Y una cima literaria que une descripción y narración en momentos tan brillantes como este, casi al final de la novela, cuando se produce el asalto que acabará en una masacre:
Por la falda del Rumi, con toda la rapidez que permite la violencia de la pendiente y la estrechez del sendero, suben los caporales. Desean llegar a las seis a la meseta y ya comienza a clarear y un único gallo canta en la hoyada. Los caballos resoplan acezando y ellos hunden las espuelas y se tragan la cuesta. Uno escucha el estruendo de la fusilería y da la voz. Lo oyen todos ya y vacilan entre regresarse o seguir. Pero otro estruendo próximo y sordo los saca de dudas. Enormes piedras resbalan cuesta abajo, estallando, describiendo parábolas llenas de ciega furia. Los caballos se espantan y atropellan y caen y ruedan. Algunos logran correr y apenas siguen las curvas del camino. Pero ya están sobre ellos las piedras y con desesperado miedo unos cuantos abandonan el sendero y vacilan entre los roquedales. Las piedras rebotan en desorden, como una tormenta de rocas, y una derriba a un jinete y otra sólo al caballo porque el jinete se ha arrojado antes, ocultándose en una oquedad. Y más y más piedras llegan y pasan. Mientras unas caen en el caserío, otras comienzan el descenso y, estén dentro del sendero o fuera de él, los vivos y los muertos continúan sufriendo el implacable embate. Las piedras bajan arrastrando a otras con ellas, descuajando arbustos, levantando polvo, indetenibles y mortales. Condorumi logra empujar una roca inmensa que retumba, brama y hasta chilla según caiga en lugar de tierra, de roca o de cascajo. En uno de sus enormes y pesados saltos avienta a un caballo como a una brizna por un despeñadero, y en otro echa un trágico viento sobre un caporal que corre a guarecerse bajo una peña. El bólido rueda por lo que fue chacra de trigo como si quisiera detenerse, pero luego toma impulso en una pendiente y arremete contra una casa y la destroza deteniéndose en medio de ella bajo una nube de polvo.

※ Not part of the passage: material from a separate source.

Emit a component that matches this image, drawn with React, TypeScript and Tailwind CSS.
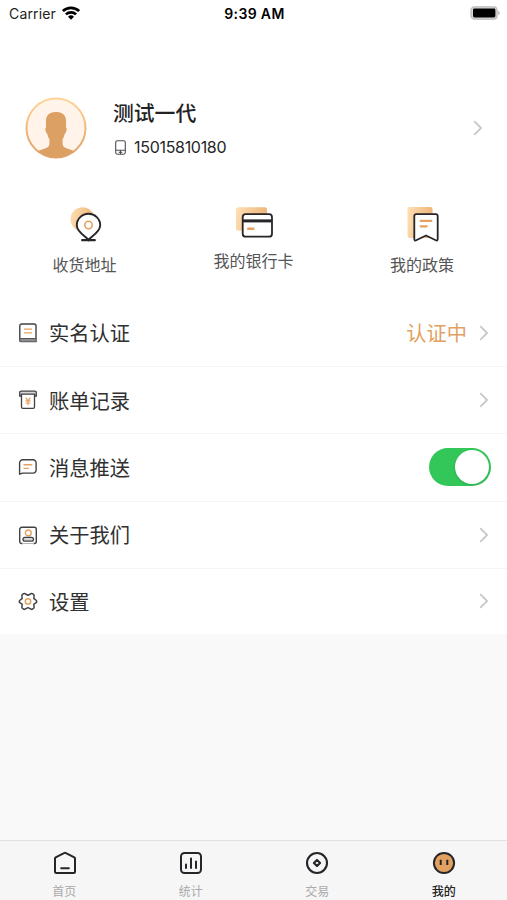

Son pocos los caporales que llegan a caballo a la tierra labrantía, siempre amenazados por las piedras, y pueden correr a campo traviesa alejándose de la zona convulsionada. Los demás han muerto o se han dejado caer para defenderse al pie de las grandes rocas. Los caballos han perecido en mayor número, pues los que no fueron cogidos, rodaron por escapar. Los caporales sobrevivientes se escurren, poco a poco, corriendo de breñal en breñal. A mediodía ya no queda ninguno en peligro. Un negro vuelo de aves carniceras planea sobre la cuesta.